Er spielt für uns alle! In einem Volkslied heißt es: „Das Leben ist ein Spiel, und wer es recht zu spielen weiß, gelangt ans große Ziel.“ Miteinander die Martinsgeschichte im Leben weiterspielen – ich denke, dass wir St. Martin und dem Bettler dabei begegnen können. Begegnung geschieht immer in der Gegenwart, und echte Begegnung erfordert Zeit.
„Die Zeit ist wie ein fahrender Zug, wir darin die Reisenden. Es nützt nicht, im Zug auf und ab zu gehen, um früher anzukommen. Die Zeit geht von selber weiter, wie der Zug. Unsere Aufgabe ist es, ganz in der Gegenwart zu stehen.“ (Chiara Lubich)
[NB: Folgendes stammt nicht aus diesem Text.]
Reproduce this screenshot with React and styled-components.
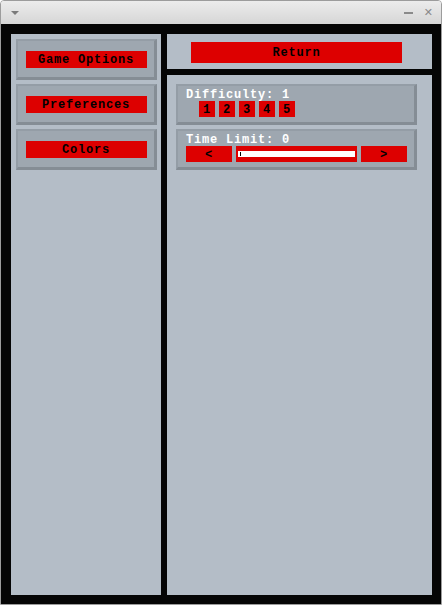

Ganz in der Gegenwart zu stehen, macht es mir möglich, die Tat des hl. Martin nachzuahmen, den anderen wahrzunehmen und ihm das zu geben, was er braucht. Oberflächlich gesehen, erscheint uns das selbstverständlich – bei genauerem Hinsehen jedoch ist es einen schwierige Aufgabe, die ich als „Kunst des Liebens“ bezeichnen möchte.
Jedesmal, wenn ich anhalte und mir Zeit nehme, wenn ich den anderen ansehe und ihm Hoffnung vermittle, wenn ich das Leben bejahe, wenn ich dem andern das Gefühl gebe, wertvoll zu sein, bin ich ein St. Martin unserer Zeit.
In anderen Situationen bin ich der Bettler, muss mir und den anderen zugestehen, dass ich arm bin: Arm an Gesundheit, an Kraft, an Geduld, an echter Beziehung, an Glauben, an Vertrauen zu mir selbst uns zu den anderen.
Glücklich – wenn ein St. Martin des Weges kommt, mich sieht, meinen Hilfeschrei hört, anhält und versteht, was ich brauche. Mal Bettler, mal St. Martin – ein interessantes Spiel, das viel Mut erfordert. (Irmgard Dörflinger, Sießen, heute Ellwangen).

In diesem Sinn wünsche ich allen Lesern viel Mut zum Martinstag.